** Required work **
Across the entries below, count the lines in which the word "styles" occurs. Reply with the count alone.

Rows from a dataset of pages and code

····················

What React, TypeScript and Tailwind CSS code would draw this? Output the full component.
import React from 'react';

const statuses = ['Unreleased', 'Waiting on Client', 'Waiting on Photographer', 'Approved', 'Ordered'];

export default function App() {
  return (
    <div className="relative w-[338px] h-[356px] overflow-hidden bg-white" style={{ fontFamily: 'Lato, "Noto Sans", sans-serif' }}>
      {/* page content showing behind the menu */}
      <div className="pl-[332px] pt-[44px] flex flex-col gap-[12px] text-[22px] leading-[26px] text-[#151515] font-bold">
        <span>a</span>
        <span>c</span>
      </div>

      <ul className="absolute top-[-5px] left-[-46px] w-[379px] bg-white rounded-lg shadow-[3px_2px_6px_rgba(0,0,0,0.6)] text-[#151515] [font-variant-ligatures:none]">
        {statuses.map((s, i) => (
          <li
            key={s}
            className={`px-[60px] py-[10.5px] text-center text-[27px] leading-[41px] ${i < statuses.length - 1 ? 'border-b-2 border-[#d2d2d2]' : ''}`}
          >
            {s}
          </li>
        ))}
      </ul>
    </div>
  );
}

····················

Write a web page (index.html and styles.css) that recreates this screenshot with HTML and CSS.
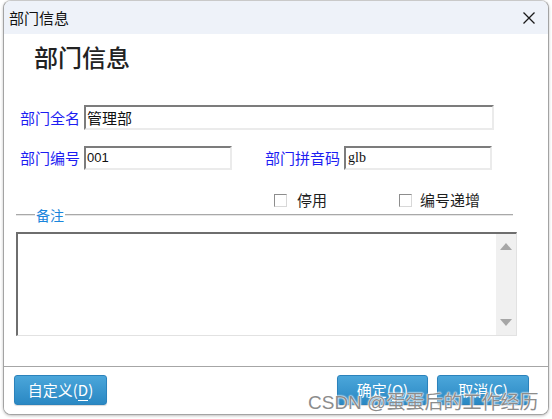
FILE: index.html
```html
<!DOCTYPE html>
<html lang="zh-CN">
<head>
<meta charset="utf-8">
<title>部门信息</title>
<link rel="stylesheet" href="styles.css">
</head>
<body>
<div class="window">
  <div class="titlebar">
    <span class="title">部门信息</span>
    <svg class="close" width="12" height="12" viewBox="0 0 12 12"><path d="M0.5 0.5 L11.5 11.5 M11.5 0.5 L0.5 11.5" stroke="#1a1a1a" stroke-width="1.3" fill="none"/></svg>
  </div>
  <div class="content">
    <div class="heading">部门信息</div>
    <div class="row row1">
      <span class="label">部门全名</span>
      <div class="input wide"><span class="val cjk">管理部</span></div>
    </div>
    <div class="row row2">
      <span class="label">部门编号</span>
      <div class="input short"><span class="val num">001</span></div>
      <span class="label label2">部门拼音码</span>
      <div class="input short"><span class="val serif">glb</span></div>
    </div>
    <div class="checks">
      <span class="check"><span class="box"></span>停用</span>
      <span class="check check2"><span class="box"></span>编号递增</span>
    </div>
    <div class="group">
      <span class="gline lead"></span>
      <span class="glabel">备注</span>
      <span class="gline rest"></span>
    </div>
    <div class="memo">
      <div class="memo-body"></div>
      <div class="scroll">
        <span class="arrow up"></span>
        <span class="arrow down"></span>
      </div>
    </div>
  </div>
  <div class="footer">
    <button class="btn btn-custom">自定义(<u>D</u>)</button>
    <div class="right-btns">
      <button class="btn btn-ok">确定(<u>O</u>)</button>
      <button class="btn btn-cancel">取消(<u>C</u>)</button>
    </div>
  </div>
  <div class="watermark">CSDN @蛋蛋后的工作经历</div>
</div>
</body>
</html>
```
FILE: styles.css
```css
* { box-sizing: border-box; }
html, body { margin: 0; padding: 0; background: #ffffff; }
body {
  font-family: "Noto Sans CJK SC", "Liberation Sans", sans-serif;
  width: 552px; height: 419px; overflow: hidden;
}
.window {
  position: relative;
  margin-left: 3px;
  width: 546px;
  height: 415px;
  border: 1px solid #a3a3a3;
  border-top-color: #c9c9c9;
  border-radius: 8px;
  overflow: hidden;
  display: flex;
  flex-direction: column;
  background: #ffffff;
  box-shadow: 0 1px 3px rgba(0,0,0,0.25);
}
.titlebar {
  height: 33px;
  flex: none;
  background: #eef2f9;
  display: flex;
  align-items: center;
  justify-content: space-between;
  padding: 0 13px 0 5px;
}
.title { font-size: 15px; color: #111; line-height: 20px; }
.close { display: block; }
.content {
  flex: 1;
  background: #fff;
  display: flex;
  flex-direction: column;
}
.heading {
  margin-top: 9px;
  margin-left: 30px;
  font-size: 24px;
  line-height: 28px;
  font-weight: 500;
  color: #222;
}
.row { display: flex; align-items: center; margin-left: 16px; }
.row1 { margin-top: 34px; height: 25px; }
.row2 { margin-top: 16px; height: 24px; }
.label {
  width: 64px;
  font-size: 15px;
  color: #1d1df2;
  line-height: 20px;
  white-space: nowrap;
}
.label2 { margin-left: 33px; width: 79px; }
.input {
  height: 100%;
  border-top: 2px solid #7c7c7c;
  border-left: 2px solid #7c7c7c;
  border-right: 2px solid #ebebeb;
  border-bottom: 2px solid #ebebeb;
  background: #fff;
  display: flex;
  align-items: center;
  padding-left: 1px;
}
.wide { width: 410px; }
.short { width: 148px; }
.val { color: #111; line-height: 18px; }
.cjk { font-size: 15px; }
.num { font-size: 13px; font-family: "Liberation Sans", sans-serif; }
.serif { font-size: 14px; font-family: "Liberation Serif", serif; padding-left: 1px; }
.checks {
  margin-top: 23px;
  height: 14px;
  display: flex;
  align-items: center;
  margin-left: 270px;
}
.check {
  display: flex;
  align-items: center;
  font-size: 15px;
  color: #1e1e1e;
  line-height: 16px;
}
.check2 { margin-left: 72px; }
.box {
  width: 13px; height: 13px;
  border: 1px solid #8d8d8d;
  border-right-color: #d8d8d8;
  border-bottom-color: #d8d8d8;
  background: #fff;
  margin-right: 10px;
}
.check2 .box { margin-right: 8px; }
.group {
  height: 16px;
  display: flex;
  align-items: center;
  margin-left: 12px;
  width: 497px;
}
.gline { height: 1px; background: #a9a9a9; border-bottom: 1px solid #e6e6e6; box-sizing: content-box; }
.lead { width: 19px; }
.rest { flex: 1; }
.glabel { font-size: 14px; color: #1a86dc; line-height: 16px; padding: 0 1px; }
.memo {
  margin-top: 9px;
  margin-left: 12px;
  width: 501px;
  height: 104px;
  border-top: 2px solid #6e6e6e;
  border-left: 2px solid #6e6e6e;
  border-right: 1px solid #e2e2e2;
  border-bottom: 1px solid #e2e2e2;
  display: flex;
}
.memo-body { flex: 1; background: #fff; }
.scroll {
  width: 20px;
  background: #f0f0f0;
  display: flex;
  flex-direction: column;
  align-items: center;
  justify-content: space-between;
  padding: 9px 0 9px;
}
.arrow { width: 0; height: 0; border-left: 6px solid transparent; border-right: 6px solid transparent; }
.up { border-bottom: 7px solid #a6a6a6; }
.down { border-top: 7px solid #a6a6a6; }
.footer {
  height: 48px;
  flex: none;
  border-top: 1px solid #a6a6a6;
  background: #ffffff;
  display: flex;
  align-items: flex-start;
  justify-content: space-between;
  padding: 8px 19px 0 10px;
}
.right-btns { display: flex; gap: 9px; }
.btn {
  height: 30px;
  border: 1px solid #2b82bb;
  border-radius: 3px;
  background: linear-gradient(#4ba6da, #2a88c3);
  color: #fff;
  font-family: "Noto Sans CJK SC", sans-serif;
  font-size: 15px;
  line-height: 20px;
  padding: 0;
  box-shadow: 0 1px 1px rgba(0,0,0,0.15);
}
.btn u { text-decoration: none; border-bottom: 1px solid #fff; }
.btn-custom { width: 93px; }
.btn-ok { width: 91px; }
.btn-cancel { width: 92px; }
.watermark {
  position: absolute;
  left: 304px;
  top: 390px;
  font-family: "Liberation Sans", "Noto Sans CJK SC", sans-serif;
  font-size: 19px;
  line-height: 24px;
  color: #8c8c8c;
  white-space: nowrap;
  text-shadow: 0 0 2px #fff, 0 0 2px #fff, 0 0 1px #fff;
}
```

····················

** Task output **
3